• **SOURCE RECORDS**
* * * * * * *

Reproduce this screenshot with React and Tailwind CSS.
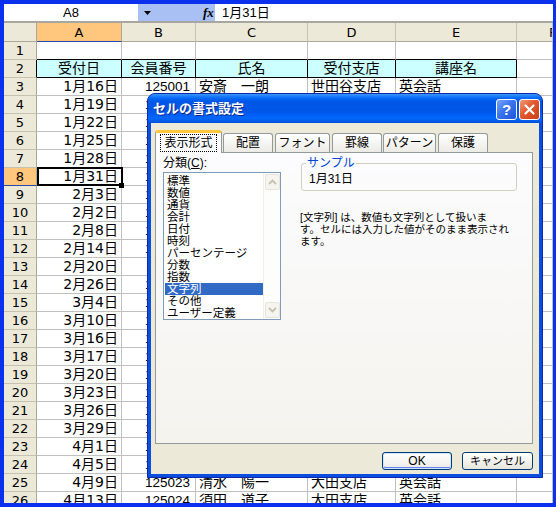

* * * * * * *

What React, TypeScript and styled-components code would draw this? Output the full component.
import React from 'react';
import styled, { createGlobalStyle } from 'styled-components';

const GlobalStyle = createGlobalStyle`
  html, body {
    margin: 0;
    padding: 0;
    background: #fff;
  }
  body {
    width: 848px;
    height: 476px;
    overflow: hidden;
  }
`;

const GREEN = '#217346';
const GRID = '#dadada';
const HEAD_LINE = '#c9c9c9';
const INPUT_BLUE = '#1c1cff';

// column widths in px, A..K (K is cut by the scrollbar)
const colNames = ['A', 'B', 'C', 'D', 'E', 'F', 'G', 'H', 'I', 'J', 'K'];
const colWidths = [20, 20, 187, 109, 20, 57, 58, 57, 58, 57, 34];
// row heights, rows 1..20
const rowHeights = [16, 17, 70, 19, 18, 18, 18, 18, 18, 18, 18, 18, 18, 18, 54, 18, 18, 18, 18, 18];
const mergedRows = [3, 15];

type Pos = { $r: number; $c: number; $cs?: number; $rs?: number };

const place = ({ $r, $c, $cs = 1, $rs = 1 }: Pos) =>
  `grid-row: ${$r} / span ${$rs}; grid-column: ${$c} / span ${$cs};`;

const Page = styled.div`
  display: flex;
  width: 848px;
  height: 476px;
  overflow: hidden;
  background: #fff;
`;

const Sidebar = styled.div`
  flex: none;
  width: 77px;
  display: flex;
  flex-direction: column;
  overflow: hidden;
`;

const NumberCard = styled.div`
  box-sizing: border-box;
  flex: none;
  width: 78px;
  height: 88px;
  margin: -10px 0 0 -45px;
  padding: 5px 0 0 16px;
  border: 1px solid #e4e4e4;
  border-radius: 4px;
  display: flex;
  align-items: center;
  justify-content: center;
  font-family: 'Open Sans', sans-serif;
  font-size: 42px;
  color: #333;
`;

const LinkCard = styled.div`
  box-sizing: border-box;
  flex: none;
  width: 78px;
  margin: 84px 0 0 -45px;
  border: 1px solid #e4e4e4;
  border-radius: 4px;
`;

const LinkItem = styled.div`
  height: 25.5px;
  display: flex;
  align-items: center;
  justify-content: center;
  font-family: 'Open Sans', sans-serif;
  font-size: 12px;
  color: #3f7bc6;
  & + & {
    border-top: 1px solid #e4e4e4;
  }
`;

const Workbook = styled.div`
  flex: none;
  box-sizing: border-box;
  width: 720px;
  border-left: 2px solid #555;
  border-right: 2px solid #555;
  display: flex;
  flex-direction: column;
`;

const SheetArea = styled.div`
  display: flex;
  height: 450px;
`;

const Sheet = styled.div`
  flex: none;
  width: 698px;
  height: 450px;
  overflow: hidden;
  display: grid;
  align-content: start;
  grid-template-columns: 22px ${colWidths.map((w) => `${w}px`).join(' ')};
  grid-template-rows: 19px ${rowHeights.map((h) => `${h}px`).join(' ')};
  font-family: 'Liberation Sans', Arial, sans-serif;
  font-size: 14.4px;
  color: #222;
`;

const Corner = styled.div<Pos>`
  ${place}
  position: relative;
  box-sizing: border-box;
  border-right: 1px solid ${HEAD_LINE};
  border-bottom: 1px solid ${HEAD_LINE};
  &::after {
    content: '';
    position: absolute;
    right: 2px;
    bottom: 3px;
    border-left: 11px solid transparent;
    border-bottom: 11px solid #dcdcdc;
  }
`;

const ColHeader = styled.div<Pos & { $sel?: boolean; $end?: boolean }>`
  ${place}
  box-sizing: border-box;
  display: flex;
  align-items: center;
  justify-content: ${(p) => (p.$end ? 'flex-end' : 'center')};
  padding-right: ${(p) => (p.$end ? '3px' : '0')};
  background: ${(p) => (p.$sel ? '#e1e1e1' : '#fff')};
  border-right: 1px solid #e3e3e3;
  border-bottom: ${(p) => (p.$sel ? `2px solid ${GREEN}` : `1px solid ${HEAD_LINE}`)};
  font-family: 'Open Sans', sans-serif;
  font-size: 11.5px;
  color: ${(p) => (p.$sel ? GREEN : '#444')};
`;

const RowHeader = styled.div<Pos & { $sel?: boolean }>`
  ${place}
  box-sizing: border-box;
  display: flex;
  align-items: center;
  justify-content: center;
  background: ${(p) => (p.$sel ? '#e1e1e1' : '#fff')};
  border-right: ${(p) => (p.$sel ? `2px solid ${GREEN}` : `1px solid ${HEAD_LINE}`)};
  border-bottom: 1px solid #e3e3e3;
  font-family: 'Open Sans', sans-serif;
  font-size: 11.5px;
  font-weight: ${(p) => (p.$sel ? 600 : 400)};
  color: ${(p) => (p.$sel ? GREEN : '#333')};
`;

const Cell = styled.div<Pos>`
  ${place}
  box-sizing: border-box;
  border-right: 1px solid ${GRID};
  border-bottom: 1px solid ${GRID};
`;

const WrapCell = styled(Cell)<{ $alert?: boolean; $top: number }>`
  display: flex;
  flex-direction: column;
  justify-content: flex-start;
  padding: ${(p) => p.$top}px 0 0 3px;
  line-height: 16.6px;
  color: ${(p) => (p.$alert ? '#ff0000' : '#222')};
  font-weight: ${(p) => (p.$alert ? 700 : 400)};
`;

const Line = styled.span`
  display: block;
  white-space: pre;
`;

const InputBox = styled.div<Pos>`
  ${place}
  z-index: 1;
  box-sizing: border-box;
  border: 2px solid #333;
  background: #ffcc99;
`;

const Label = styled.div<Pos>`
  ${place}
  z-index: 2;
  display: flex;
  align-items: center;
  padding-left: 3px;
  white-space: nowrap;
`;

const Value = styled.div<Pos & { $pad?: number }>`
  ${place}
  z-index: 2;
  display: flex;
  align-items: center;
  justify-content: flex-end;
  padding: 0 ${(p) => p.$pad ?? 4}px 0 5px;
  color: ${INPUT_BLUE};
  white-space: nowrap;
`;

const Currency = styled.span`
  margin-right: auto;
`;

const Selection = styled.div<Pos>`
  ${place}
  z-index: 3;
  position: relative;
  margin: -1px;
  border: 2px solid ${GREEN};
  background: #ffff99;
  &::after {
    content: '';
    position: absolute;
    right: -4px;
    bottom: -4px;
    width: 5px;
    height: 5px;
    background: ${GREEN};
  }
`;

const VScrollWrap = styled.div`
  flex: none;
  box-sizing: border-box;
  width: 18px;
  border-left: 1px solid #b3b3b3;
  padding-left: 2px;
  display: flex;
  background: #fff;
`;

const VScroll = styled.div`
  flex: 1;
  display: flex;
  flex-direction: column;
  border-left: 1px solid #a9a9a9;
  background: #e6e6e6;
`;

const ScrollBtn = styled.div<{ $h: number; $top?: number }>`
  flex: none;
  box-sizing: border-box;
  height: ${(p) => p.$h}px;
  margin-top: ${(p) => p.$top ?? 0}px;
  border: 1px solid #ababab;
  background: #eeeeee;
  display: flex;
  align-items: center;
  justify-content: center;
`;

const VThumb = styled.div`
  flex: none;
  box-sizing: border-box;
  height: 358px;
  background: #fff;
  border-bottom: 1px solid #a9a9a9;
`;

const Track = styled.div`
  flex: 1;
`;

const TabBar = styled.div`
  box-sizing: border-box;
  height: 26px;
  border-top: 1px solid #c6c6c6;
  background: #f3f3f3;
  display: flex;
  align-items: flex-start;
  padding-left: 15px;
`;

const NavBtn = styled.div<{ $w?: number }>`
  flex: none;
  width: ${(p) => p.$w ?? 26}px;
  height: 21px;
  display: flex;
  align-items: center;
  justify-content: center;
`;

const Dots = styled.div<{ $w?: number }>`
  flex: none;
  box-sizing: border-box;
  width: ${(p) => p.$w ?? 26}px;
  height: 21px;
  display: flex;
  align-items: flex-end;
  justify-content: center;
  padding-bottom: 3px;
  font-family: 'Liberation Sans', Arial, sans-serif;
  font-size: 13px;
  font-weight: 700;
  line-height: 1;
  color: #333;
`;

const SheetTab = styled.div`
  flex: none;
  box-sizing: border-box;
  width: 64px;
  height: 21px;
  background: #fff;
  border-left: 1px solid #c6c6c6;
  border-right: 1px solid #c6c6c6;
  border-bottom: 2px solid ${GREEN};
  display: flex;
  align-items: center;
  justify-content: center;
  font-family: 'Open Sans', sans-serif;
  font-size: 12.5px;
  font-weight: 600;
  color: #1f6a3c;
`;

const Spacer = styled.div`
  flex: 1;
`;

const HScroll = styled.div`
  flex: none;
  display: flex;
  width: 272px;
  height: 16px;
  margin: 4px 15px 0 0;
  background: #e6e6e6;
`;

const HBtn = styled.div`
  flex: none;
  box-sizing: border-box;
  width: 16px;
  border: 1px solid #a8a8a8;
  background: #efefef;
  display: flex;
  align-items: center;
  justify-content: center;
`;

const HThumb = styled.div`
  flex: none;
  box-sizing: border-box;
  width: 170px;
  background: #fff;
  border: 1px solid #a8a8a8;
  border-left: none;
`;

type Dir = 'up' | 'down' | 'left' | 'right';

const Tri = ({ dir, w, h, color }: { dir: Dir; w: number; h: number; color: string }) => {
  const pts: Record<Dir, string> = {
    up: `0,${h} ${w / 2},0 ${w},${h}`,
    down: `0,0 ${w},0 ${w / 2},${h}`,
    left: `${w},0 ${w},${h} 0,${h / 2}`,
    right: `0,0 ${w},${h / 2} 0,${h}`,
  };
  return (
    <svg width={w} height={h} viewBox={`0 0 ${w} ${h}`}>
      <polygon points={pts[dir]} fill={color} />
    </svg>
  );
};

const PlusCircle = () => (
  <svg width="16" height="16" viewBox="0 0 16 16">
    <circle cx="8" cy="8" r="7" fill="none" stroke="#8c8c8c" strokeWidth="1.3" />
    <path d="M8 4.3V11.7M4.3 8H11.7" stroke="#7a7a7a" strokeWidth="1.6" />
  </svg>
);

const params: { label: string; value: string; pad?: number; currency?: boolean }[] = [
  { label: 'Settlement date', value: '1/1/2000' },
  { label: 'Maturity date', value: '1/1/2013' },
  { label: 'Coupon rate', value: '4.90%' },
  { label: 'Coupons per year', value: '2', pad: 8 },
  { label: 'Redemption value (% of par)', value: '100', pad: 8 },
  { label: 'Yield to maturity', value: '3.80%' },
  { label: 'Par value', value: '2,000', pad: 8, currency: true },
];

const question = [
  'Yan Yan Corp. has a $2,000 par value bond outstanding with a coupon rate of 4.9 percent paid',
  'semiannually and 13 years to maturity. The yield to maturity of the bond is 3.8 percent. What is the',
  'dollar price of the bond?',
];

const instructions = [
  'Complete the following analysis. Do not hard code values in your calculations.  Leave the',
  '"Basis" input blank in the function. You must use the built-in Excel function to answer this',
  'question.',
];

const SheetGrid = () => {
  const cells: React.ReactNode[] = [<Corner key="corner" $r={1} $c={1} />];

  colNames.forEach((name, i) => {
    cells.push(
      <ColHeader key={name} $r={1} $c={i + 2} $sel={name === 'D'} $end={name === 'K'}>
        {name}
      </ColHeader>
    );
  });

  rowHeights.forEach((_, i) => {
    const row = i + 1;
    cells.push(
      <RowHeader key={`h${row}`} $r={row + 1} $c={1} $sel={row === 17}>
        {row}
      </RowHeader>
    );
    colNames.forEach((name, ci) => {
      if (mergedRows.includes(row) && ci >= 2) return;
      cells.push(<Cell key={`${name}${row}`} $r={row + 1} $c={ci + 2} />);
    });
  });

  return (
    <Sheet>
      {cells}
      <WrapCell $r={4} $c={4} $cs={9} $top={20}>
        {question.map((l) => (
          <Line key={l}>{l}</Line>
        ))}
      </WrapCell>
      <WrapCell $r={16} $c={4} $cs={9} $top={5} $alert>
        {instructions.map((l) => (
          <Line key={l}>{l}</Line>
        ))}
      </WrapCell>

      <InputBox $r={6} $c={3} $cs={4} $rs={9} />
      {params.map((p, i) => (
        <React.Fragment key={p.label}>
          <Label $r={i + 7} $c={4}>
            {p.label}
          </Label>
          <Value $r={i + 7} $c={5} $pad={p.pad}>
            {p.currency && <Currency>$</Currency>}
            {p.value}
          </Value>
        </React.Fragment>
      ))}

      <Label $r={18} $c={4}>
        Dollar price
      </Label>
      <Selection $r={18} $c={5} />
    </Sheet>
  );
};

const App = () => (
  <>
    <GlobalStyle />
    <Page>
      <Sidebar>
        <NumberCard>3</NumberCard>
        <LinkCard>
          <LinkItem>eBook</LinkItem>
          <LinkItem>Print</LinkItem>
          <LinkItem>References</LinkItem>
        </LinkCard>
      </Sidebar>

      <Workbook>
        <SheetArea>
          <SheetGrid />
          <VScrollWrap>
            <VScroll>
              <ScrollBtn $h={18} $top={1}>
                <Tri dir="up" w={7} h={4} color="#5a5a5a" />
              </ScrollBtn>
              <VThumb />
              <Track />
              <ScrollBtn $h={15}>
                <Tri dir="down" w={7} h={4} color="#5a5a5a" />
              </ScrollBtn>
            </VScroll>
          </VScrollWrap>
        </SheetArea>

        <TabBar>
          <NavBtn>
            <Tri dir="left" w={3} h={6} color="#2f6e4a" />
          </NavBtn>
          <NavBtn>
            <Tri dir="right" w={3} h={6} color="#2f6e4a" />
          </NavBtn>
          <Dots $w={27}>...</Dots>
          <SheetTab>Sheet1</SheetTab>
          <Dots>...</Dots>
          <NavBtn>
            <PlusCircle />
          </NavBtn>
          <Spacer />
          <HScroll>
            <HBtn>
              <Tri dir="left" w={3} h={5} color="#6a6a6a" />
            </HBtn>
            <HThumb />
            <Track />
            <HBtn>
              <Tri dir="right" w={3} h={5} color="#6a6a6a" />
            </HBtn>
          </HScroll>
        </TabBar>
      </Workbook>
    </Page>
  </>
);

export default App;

* * * * * * *

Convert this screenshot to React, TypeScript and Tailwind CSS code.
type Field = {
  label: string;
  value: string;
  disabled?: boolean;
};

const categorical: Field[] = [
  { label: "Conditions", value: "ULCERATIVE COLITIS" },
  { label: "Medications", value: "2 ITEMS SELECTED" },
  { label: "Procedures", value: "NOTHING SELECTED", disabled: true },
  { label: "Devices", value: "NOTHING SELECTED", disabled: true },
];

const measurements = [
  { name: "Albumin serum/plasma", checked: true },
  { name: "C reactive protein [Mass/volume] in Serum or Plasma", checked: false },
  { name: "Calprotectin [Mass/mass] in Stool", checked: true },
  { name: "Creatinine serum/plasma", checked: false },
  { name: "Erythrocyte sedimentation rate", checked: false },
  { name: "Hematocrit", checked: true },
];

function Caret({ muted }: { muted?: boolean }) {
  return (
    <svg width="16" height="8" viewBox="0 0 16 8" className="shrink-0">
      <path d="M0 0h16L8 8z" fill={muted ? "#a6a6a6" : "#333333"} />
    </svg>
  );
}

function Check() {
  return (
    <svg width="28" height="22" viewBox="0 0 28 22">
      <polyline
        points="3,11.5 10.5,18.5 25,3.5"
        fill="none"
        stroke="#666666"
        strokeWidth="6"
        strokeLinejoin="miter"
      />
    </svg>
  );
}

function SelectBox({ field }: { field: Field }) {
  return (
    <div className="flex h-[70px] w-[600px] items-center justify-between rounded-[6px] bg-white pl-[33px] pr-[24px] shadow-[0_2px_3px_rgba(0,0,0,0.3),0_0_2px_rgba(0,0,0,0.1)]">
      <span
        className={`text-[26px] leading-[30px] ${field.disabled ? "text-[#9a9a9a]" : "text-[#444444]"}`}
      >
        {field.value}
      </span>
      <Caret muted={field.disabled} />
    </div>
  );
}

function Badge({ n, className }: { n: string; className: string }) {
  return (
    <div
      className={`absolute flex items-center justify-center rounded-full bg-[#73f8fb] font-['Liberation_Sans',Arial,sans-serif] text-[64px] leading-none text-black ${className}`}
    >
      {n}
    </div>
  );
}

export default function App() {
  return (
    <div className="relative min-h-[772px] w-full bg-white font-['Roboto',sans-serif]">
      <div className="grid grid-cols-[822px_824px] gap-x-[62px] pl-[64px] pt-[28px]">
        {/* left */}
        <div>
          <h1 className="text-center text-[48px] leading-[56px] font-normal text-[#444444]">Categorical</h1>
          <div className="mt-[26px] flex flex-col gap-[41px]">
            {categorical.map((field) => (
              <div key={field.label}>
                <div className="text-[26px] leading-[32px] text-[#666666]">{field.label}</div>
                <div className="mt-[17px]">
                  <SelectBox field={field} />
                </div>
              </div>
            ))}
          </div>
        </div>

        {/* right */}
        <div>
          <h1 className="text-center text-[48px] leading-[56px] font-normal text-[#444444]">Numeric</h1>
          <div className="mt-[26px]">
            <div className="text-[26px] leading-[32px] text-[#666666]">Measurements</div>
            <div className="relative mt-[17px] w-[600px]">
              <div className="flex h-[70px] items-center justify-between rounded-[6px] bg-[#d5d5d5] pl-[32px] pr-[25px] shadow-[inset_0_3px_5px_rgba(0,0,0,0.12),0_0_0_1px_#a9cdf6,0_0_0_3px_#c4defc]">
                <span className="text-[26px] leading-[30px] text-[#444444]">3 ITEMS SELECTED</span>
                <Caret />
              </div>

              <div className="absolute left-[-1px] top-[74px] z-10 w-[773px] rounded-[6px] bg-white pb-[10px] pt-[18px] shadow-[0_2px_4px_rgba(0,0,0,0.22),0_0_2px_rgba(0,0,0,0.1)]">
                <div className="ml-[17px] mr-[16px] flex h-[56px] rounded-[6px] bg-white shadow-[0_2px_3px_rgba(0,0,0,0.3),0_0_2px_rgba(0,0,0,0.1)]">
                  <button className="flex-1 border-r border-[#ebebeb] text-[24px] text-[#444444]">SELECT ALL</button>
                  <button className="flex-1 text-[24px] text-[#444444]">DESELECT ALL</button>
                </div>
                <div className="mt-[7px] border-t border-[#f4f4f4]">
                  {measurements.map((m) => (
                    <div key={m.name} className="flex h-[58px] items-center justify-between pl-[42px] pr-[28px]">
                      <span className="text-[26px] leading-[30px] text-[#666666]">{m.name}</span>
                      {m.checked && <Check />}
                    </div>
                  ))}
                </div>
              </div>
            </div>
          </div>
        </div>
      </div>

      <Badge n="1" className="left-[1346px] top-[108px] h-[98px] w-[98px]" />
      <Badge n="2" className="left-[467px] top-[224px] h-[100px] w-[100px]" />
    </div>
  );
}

* * * * * * *

Show all lines in the entries above where the string "What" appears.

• **CORRECT ANSWER**
What React, TypeScript and styled-components code would draw this? Output the full component.
  'semiannually and 13 years to maturity. The yield to maturity of the bond is 3.8 percent. What is the',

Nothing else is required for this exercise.